The film doesn’t ever show you how to feel, but feels everything with you thanks to the brilliant performances. Priyanka Chopra Jonas reminds us why she’s one of the best in Bollywood with the most honest performance she has ever given. ‘The Sky Is Pink’ features the pure, simple actress that has been sorely missed, unaffected by her superstardom or international fame.

Farhan Akhtar is similarly on top of his game as the heartbroken father. The true hero, however, is Chopra and Akhtar’s ability to work so well together, communicating through expressions, emphasizing how the other feels in a scene.

Zaira Wasim, who is usually seen playing extraordinary young women, gets to be a normal teenager in ‘The Sky Is Pink’. Aisha as a character is never put on a pedestal as a beacon of hope with an incurable illness. She’s just a smart, talented teenager who happens to be sick, and Wasim beautifully highlights how these characteristics are what make Aisha so special.

Rohit Saraf as Ishaan wonderfully serves as the anchor to each character. Keeping up with such a strong cast is not an easy feat for a newcomer, but Saraf manages to complete the puzzle seamlessly.

‘The Sky Is Pink’ shines because of Bose’s uncanny ability of putting her heart into her films.

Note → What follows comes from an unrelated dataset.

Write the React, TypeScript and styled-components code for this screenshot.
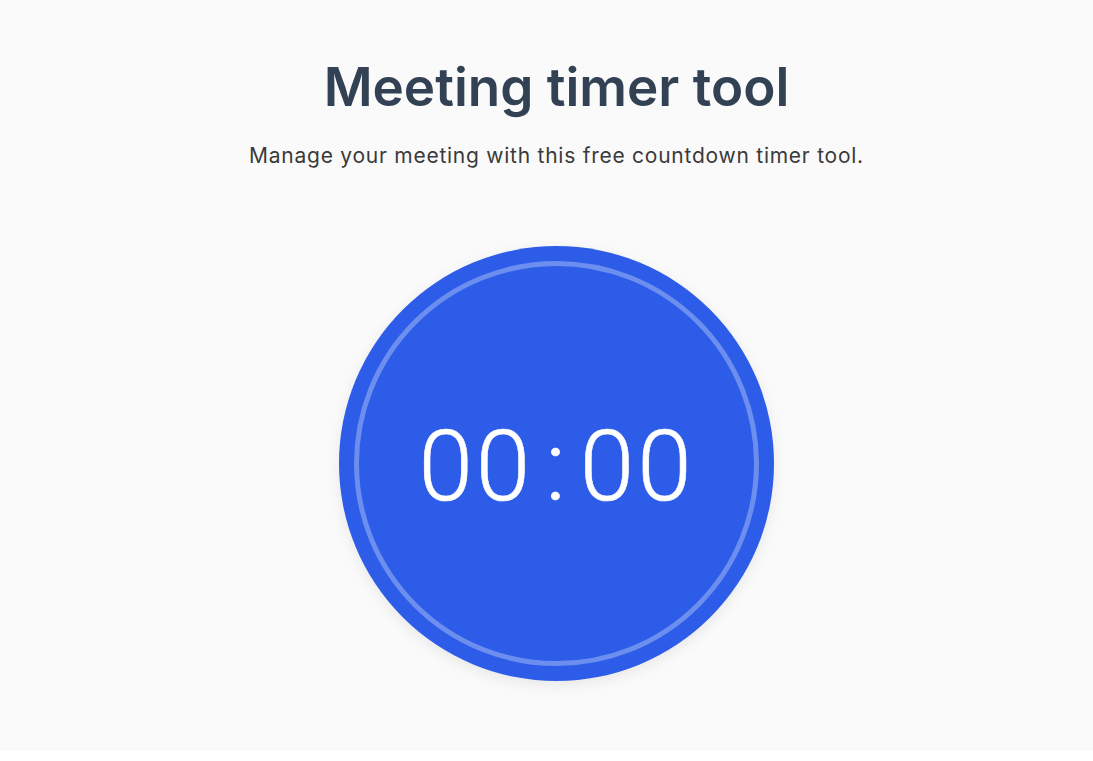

Her biggest film yet may also be the closest to her, and it shows in every frame. The story takes Aisha’s idea of celebrating life in the face of death and interprets it through grieving parents like the Chaudharys or Bose herself. Based on the Chaudhary family, ‘The Sky Is Pink’ is tinted with Bose’s life experience and worldview, making this story as much hers as it is theirs.

The world premiere of ‘The Sky Is Pink’ will be held on 13th September as a part of the Gala Presentations at TIFF 2019.